The United States recruited more than half a million Filipino soldiers and guerrillas in the Philippines during World War II with the promise of American citizenship in return for their wartime service. Even after the official victory of the United States and its allies in 1945, the United States government continued to recruit Filipinos to serve under the American flag for post-war reconstruction and the development of American military bases in the Pacific. But in February 1946, the United States government signed the 1946 Rescission Act, which classified the Filipino veterans’ service as inactive and denied them recognition and rights as American veterans.

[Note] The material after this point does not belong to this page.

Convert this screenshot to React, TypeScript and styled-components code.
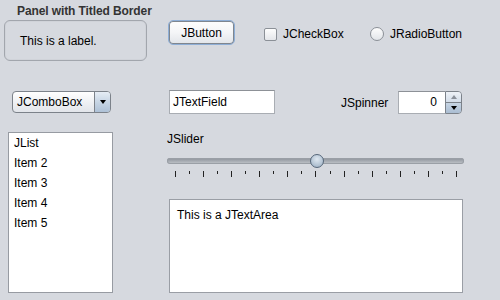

Paradoxically, despite this denial and non-recognition from the United States on racial grounds, many Filipino veterans who have never stepped on U.S. soil continued to feel like Americans and identified as American veterans, and fervently believe that they deserve the same treatment and rights as their U.S.-born counterparts.

Drawing from in-depth interviews with 83 Filipino World War II veterans in the Philippines and the United States, I analyze how the lack of formal citizenship does not obstruct feelings of belonging towards a nation, especially for a population who has already performed the ultimate duty a nation asks of its citizens: to fight, kill, and die in its name. This dissertation examines the intertwined politics of race, empire, and citizenship, with special attention to the body as a central analytical component. I argue that the formation of citizenship as belonging among the Filipino veterans, while first initiated by the United States through colonization, recruitment, and legislation, was sustained by their bodily experiences as military soldiers under the American flag. By bodily experiences, I am referring to: (1) the interactions between Filipino and American World War II soldiers that built solidarity and conviviality among them, facilitated by their proximity to each other; and (2) the performances and practices of quotidian activities in an American military habitus.

Thus, I propose a theorization of citizenship as embodied that attends to the material contexts of Filipino veterans’ identification and feelings as Americans before or without entry into the host state, and before or without naturalized citizenship. I consider not only the body and its experiences, but also its physical and social location in relation to other bodies. Since racial formation and citizenship formation are not separate processes, citizenship theory must consider how the state produces racialized bodies in its efforts at nation- and empire-building, as well as how racialized populations perceive their bodies as belonging to the state. My theoretical analysis proposes the concepts phantom limb citizenship, embodied community, and differential belonging to augment the standard approach to citizenship as a static category in opposition to non-citizenship.